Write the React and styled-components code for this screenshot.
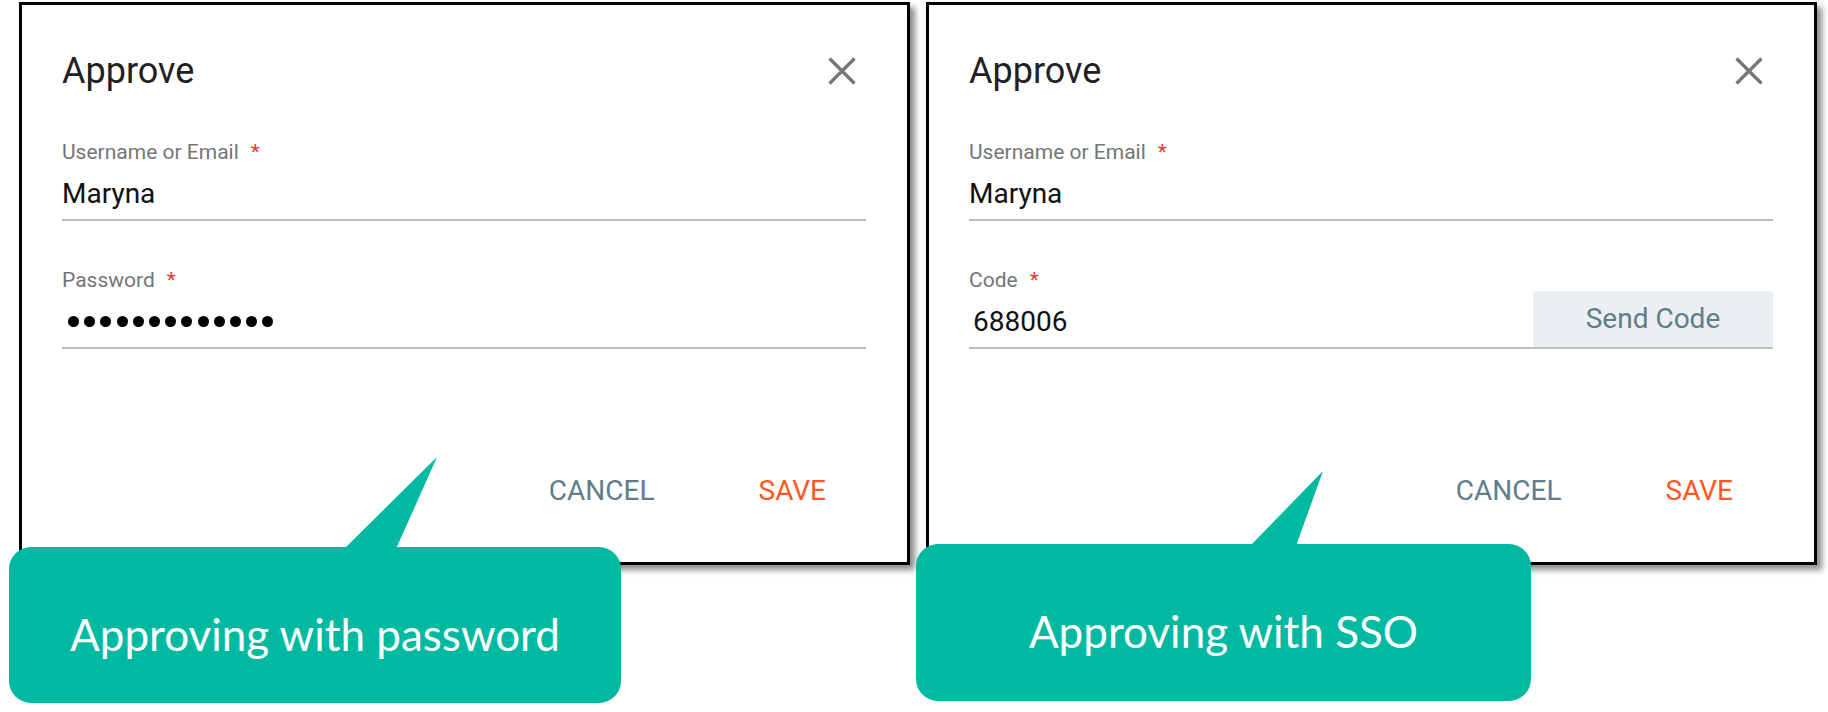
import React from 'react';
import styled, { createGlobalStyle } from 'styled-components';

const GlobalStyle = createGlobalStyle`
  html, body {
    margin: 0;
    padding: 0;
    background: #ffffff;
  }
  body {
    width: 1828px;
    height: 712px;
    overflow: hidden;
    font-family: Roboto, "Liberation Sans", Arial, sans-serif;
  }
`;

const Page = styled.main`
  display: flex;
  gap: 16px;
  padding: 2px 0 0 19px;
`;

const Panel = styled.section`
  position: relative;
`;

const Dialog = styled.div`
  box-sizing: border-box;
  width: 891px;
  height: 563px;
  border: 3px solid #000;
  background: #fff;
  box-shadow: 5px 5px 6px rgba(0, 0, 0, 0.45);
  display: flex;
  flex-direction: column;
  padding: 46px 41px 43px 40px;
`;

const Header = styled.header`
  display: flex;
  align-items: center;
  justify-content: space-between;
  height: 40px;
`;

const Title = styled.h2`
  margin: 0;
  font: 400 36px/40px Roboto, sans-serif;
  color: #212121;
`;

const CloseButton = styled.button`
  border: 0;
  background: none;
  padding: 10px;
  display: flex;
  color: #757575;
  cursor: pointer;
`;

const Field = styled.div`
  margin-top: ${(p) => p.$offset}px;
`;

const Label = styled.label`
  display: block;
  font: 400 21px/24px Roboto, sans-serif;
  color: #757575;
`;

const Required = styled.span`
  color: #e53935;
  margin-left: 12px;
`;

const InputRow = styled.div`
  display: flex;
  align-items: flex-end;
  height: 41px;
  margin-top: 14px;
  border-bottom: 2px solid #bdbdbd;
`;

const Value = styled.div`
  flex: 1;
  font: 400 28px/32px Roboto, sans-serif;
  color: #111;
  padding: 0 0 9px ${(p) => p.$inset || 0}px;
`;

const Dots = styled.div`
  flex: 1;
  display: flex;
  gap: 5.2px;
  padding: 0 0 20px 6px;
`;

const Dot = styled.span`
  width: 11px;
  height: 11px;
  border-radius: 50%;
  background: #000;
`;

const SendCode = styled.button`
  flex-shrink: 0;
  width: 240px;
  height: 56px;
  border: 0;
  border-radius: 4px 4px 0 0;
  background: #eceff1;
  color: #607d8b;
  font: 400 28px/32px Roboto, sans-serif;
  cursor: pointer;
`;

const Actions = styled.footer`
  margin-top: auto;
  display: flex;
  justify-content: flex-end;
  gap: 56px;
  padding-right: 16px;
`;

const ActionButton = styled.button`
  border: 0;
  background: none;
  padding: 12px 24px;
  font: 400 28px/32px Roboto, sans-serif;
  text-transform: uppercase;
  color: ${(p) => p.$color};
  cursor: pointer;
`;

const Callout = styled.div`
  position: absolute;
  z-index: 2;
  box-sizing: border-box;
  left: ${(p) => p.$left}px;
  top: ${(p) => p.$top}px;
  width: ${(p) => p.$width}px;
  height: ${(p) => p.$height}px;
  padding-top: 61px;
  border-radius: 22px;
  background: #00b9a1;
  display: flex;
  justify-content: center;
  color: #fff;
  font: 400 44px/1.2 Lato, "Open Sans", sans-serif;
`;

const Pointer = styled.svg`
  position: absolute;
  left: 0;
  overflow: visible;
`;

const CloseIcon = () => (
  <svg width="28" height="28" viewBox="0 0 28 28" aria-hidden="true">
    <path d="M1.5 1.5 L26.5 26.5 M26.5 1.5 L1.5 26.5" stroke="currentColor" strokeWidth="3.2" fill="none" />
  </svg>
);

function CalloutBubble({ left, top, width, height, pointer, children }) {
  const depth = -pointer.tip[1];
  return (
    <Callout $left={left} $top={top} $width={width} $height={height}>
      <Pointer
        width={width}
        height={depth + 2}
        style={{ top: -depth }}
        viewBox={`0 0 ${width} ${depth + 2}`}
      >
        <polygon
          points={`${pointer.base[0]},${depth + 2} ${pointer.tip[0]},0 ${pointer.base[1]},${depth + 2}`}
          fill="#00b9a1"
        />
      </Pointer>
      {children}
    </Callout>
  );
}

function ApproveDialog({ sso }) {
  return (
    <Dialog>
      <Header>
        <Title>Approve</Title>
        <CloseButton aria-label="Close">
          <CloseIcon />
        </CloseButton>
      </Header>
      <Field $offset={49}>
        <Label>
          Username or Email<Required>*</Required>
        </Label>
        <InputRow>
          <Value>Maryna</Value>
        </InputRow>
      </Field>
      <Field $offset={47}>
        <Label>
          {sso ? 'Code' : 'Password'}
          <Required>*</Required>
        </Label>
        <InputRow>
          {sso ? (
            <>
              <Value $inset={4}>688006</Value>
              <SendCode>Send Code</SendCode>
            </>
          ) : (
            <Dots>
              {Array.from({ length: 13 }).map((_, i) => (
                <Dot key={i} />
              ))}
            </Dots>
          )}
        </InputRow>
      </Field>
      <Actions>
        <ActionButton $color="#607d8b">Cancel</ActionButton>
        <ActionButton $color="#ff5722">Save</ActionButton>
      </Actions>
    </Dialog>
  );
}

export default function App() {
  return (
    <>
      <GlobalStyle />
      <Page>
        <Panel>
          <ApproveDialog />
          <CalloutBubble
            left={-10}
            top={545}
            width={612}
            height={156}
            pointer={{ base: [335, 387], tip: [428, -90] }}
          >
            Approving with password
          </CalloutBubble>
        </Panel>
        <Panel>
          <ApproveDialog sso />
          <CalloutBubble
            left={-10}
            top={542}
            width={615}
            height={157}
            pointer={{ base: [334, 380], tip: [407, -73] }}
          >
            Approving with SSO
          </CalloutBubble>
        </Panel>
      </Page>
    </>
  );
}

════════════════

** Your instructions **
Copy out each line exactly, without the pictures.

** Completed exercise **
Write the React and styled-components code for this screenshot.
import React from 'react';
import styled, { createGlobalStyle } from 'styled-components';

const GlobalStyle = createGlobalStyle`
  html, body {
    margin: 0;
    padding: 0;
    background: #ffffff;
  }
  body {
    width: 1828px;
    height: 712px;
    overflow: hidden;
    font-family: Roboto, "Liberation Sans", Arial, sans-serif;
  }
`;

const Page = styled.main`
  display: flex;
  gap: 16px;
  padding: 2px 0 0 19px;
`;

const Panel = styled.section`
  position: relative;
`;

const Dialog = styled.div`
  box-sizing: border-box;
  width: 891px;
  height: 563px;
  border: 3px solid #000;
  background: #fff;
  box-shadow: 5px 5px 6px rgba(0, 0, 0, 0.45);
  display: flex;
  flex-direction: column;
  padding: 46px 41px 43px 40px;
`;

const Header = styled.header`
  display: flex;
  align-items: center;
  justify-content: space-between;
  height: 40px;
`;

const Title = styled.h2`
  margin: 0;
  font: 400 36px/40px Roboto, sans-serif;
  color: #212121;
`;

const CloseButton = styled.button`
  border: 0;
  background: none;
  padding: 10px;
  display: flex;
  color: #757575;
  cursor: pointer;
`;

const Field = styled.div`
  margin-top: ${(p) => p.$offset}px;
`;

const Label = styled.label`
  display: block;
  font: 400 21px/24px Roboto, sans-serif;
  color: #757575;
`;

const Required = styled.span`
  color: #e53935;
  margin-left: 12px;
`;

const InputRow = styled.div`
  display: flex;
  align-items: flex-end;
  height: 41px;
  margin-top: 14px;
  border-bottom: 2px solid #bdbdbd;
`;

const Value = styled.div`
  flex: 1;
  font: 400 28px/32px Roboto, sans-serif;
  color: #111;
  padding: 0 0 9px ${(p) => p.$inset || 0}px;
`;

const Dots = styled.div`
  flex: 1;
  display: flex;
  gap: 5.2px;
  padding: 0 0 20px 6px;
`;

const Dot = styled.span`
  width: 11px;
  height: 11px;
  border-radius: 50%;
  background: #000;
`;

const SendCode = styled.button`
  flex-shrink: 0;
  width: 240px;
  height: 56px;
  border: 0;
  border-radius: 4px 4px 0 0;
  background: #eceff1;
  color: #607d8b;
  font: 400 28px/32px Roboto, sans-serif;
  cursor: pointer;
`;

const Actions = styled.footer`
  margin-top: auto;
  display: flex;
  justify-content: flex-end;
  gap: 56px;
  padding-right: 16px;
`;

const ActionButton = styled.button`
  border: 0;
  background: none;
  padding: 12px 24px;
  font: 400 28px/32px Roboto, sans-serif;
  text-transform: uppercase;
  color: ${(p) => p.$color};
  cursor: pointer;
`;

const Callout = styled.div`
  position: absolute;
  z-index: 2;
  box-sizing: border-box;
  left: ${(p) => p.$left}px;
  top: ${(p) => p.$top}px;
  width: ${(p) => p.$width}px;
  height: ${(p) => p.$height}px;
  padding-top: 61px;
  border-radius: 22px;
  background: #00b9a1;
  display: flex;
  justify-content: center;
  color: #fff;
  font: 400 44px/1.2 Lato, "Open Sans", sans-serif;
`;

const Pointer = styled.svg`
  position: absolute;
  left: 0;
  overflow: visible;
`;

const CloseIcon = () => (
  <svg width="28" height="28" viewBox="0 0 28 28" aria-hidden="true">
    <path d="M1.5 1.5 L26.5 26.5 M26.5 1.5 L1.5 26.5" stroke="currentColor" strokeWidth="3.2" fill="none" />
  </svg>
);

function CalloutBubble({ left, top, width, height, pointer, children }) {
  const depth = -pointer.tip[1];
  return (
    <Callout $left={left} $top={top} $width={width} $height={height}>
      <Pointer
        width={width}
        height={depth + 2}
        style={{ top: -depth }}
        viewBox={`0 0 ${width} ${depth + 2}`}
      >
        <polygon
          points={`${pointer.base[0]},${depth + 2} ${pointer.tip[0]},0 ${pointer.base[1]},${depth + 2}`}
          fill="#00b9a1"
        />
      </Pointer>
      {children}
    </Callout>
  );
}

function ApproveDialog({ sso }) {
  return (
    <Dialog>
      <Header>
        <Title>Approve</Title>
        <CloseButton aria-label="Close">
          <CloseIcon />
        </CloseButton>
      </Header>
      <Field $offset={49}>
        <Label>
          Username or Email<Required>*</Required>
        </Label>
        <InputRow>
          <Value>Maryna</Value>
        </InputRow>
      </Field>
      <Field $offset={47}>
        <Label>
          {sso ? 'Code' : 'Password'}
          <Required>*</Required>
        </Label>
        <InputRow>
          {sso ? (
            <>
              <Value $inset={4}>688006</Value>
              <SendCode>Send Code</SendCode>
            </>
          ) : (
            <Dots>
              {Array.from({ length: 13 }).map((_, i) => (
                <Dot key={i} />
              ))}
            </Dots>
          )}
        </InputRow>
      </Field>
      <Actions>
        <ActionButton $color="#607d8b">Cancel</ActionButton>
        <ActionButton $color="#ff5722">Save</ActionButton>
      </Actions>
    </Dialog>
  );
}

export default function App() {
  return (
    <>
      <GlobalStyle />
      <Page>
        <Panel>
          <ApproveDialog />
          <CalloutBubble
            left={-10}
            top={545}
            width={612}
            height={156}
            pointer={{ base: [335, 387], tip: [428, -90] }}
          >
            Approving with password
          </CalloutBubble>
        </Panel>
        <Panel>
          <ApproveDialog sso />
          <CalloutBubble
            left={-10}
            top={542}
            width={615}
            height={157}
            pointer={{ base: [334, 380], tip: [407, -73] }}
          >
            Approving with SSO
          </CalloutBubble>
        </Panel>
      </Page>
    </>
  );
}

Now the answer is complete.